L’impact qu’il pourrait avoir est qu’il existe de graves divisions au sein des groupes religieux en Irak maintenant, exacerbées par la classe politique qui n’a de cesse de les approfondir afin de masquer son propre échec.

Il n’y a pas que les sunnites qui se méfient du gouvernement. Personne ne lui fait confiance.

Des villes comme Tikrit, Ramadi possèdent leur propre dynamique et particulièrement Tikrit qui, depuis sa libération de l’Etat islamique, s’est presque totalement repeuplée.

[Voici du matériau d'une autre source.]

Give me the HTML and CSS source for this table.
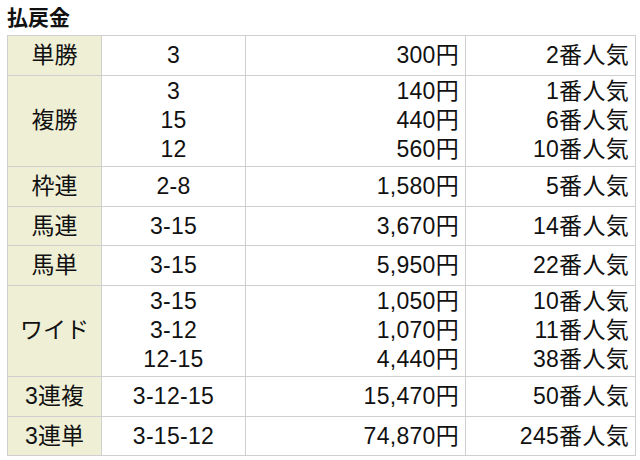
FILE: index.html
```html
<!DOCTYPE html>
<html lang="ja">
<head>
<meta charset="utf-8">
<title>払戻金</title>
<link rel="stylesheet" href="styles.css">
</head>
<body>
<div class="payout">
  <h2 class="payout-title">払戻金</h2>
  <table class="payout-table">
    <colgroup>
      <col class="c-type">
      <col class="c-num">
      <col class="c-yen">
      <col class="c-pop">
    </colgroup>
    <tbody>
      <tr class="single">
        <th>単勝</th>
        <td class="num">3</td>
        <td class="yen">300円</td>
        <td class="pop">2番人気</td>
      </tr>
      <tr class="multi">
        <th>複勝</th>
        <td class="num">3<br>15<br>12</td>
        <td class="yen">140円<br>440円<br>560円</td>
        <td class="pop">1番人気<br>6番人気<br>10番人気</td>
      </tr>
      <tr class="single">
        <th>枠連</th>
        <td class="num">2-8</td>
        <td class="yen">1,580円</td>
        <td class="pop">5番人気</td>
      </tr>
      <tr class="single">
        <th>馬連</th>
        <td class="num">3-15</td>
        <td class="yen">3,670円</td>
        <td class="pop">14番人気</td>
      </tr>
      <tr class="single">
        <th>馬単</th>
        <td class="num">3-15</td>
        <td class="yen">5,950円</td>
        <td class="pop">22番人気</td>
      </tr>
      <tr class="multi">
        <th>ワイド</th>
        <td class="num">3-15<br>3-12<br>12-15</td>
        <td class="yen">1,050円<br>1,070円<br>4,440円</td>
        <td class="pop">10番人気<br>11番人気<br>38番人気</td>
      </tr>
      <tr class="single">
        <th>3連複</th>
        <td class="num">3-12-15</td>
        <td class="yen">15,470円</td>
        <td class="pop">50番人気</td>
      </tr>
      <tr class="single">
        <th>3連単</th>
        <td class="num">3-15-12</td>
        <td class="yen">74,870円</td>
        <td class="pop">245番人気</td>
      </tr>
    </tbody>
  </table>
</div>
</body>
</html>
```

FILE: styles.css
```css
html, body {
  margin: 0;
  padding: 0;
  background: #ffffff;
}

body {
  font-family: "Liberation Sans", "Noto Sans CJK JP", sans-serif;
  color: #111111;
}

.payout {
  padding: 6px 6px 0 7px;
}

.payout-title {
  margin: 0 0 5px 0;
  font-size: 21px;
  line-height: 24px;
  font-weight: bold;
}

.payout-table {
  width: 628px;
  border-collapse: collapse;
  table-layout: fixed;
  font-size: 23px;
  line-height: 29px;
}

.c-type { width: 94px; }
.c-num { width: 144px; }
.c-yen { width: 220px; }
.c-pop { width: 170px; }

.payout-table th,
.payout-table td {
  border: 1px solid #cfcfcf;
  padding: 5px 6px 4.5px;
  vertical-align: middle;
  font-weight: normal;
}

.payout-table .multi th,
.payout-table .multi td {
  padding: 1.5px 6px 2px;
}

.payout-table th {
  background: #efefd6;
  text-align: center;
}

.payout-table .num {
  text-align: center;
  letter-spacing: 0.3px;
}

.payout-table .yen,
.payout-table .pop {
  text-align: right;
  letter-spacing: 0.3px;
}
```
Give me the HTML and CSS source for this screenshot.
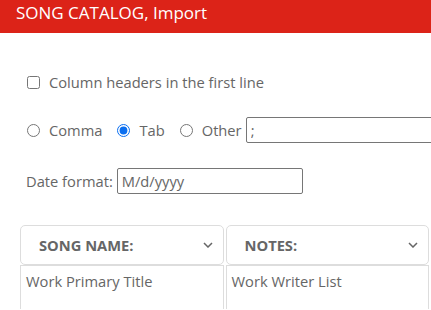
FILE: index.html
```html
<!DOCTYPE html>
<html lang="en">

<head>
    <meta charset="UTF-8" />
    <meta name="viewport" content="width=device-width, initial-scale=1.0" />
    <title>Song Catalog Import</title>
    <link rel="stylesheet" href="styles.css">
</head>

<body>
    <div class="title-bar">SONG CATALOG, Import</div>

    <div class="options">
        <label class="option-row">
            <input type="checkbox" class="check" />
            <span>Column headers in the first line</span>
        </label>

        <div class="option-row separators">
            <label class="radio-item"><input type="radio" name="sep" /> Comma</label>
            <label class="radio-item"><input type="radio" name="sep" checked /> Tab</label>
            <label class="radio-item"><input type="radio" name="sep" /> Other</label>
            <input type="text" class="other-input" value=";" />
        </div>

        <div class="option-row date-row">
            <span>Date format:</span>
            <input type="text" class="date-input" value="M/d/yyyy" />
        </div>
    </div>

    <table class="mapping">
        <thead>
            <tr>
                <th>
                    <div class="col-select">
                        <span>SONG NAME:</span>
                        <svg class="chevron" width="10" height="6" viewBox="0 0 10 6"><path d="M1 1l4 4 4-4" fill="none" stroke="#666" stroke-width="1.5"/></svg>
                    </div>
                </th>
                <th>
                    <div class="col-select">
                        <span>NOTES:</span>
                        <svg class="chevron" width="10" height="6" viewBox="0 0 10 6"><path d="M1 1l4 4 4-4" fill="none" stroke="#666" stroke-width="1.5"/></svg>
                    </div>
                </th>
            </tr>
        </thead>
        <tbody>
            <tr>
                <td>Work Primary Title</td>
                <td>Work Writer List</td>
            </tr>
        </tbody>
    </table>
</body>

</html>
```

FILE: styles.css
```css
body {
    margin: 0;
    font-family: "Open Sans", Arial, sans-serif;
    font-size: 14.7px;
    color: #666;
    background-color: #fff;
    overflow: hidden;
}

.title-bar {
    height: 33px;
    line-height: 26px;
    padding-left: 16px;
    background-color: #dc2318;
    color: #fff;
    font-size: 17px;
}

.options {
    padding: 39px 0 0 26px;
}

.option-row {
    display: flex;
    align-items: center;
    height: 20px;
    white-space: nowrap;
}

.check {
    width: 13px;
    height: 13px;
    margin: 0 9px 0 1px;
}

.separators {
    margin-top: 25px;
    height: 26px;
    overflow: hidden;
}

.radio-item {
    display: flex;
    align-items: center;
    margin-right: 14px;
}

.radio-item input {
    width: 13px;
    height: 13px;
    margin: 0 9px 0 1px;
    accent-color: #0a6ef0;
}

.radio-item:last-of-type {
    margin-right: 4px;
}

.other-input,
.date-input {
    flex: none;
    font-family: "Open Sans", Arial, sans-serif;
    font-size: 14.7px;
    color: #666;
    height: 26px;
    box-sizing: border-box;
    border: 1px solid #767676;
    border-radius: 2px;
    padding: 0 4px;
    margin: 0;
}

.other-input {
    width: 200px;
}

.date-row {
    margin-top: 28px;
}

.date-input {
    width: 186px;
    margin-left: 4px;
}

.mapping {
    margin: 34px 0 0 18px;
    border-collapse: separate;
    border-spacing: 2px 0;
    table-layout: fixed;
    width: 413px;
}

.mapping th {
    padding: 0;
    text-align: left;
}

.col-select {
    display: flex;
    align-items: center;
    justify-content: space-between;
    height: 38px;
    padding: 0 10px 0 18px;
    border: 1px solid #ddd;
    border-radius: 5px;
    font-weight: bold;
    color: #666;
}

.mapping td {
    height: 44px;
    box-sizing: border-box;
    vertical-align: top;
    padding: 5px 5px 0;
    border-left: 1px solid #ddd;
    border-right: 1px solid #ddd;
    border-top: 1px solid #ddd;
}
```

Elle tolère la gouvernance chiite car la question n’est pas de savoir si le gouvernement est chiite ou non mais de savoir sous quelle sorte de gouvernement elle sera placée. Ce que Bagdad doit faire, de sorte que sunnites, chiites, chrétiens et athées soient satisfaits de l’administration, est de procéder à une refonte complète des institutions.

Jusqu’à présent, c’est quelque chose que Bagdad a été totalement incapable de réaliser. Sans cela, l’Irak sera extrêmement vulnérable aux attaques terroristes, aux infiltrations, aux troubles sociaux. Telle est la recette pour au moins les prochaines années.

Zaid al-Ali est chargé de cours à la Woodrow Wilson School de l’Université de Princeton

Source : Is Iraq on the brink of collapse?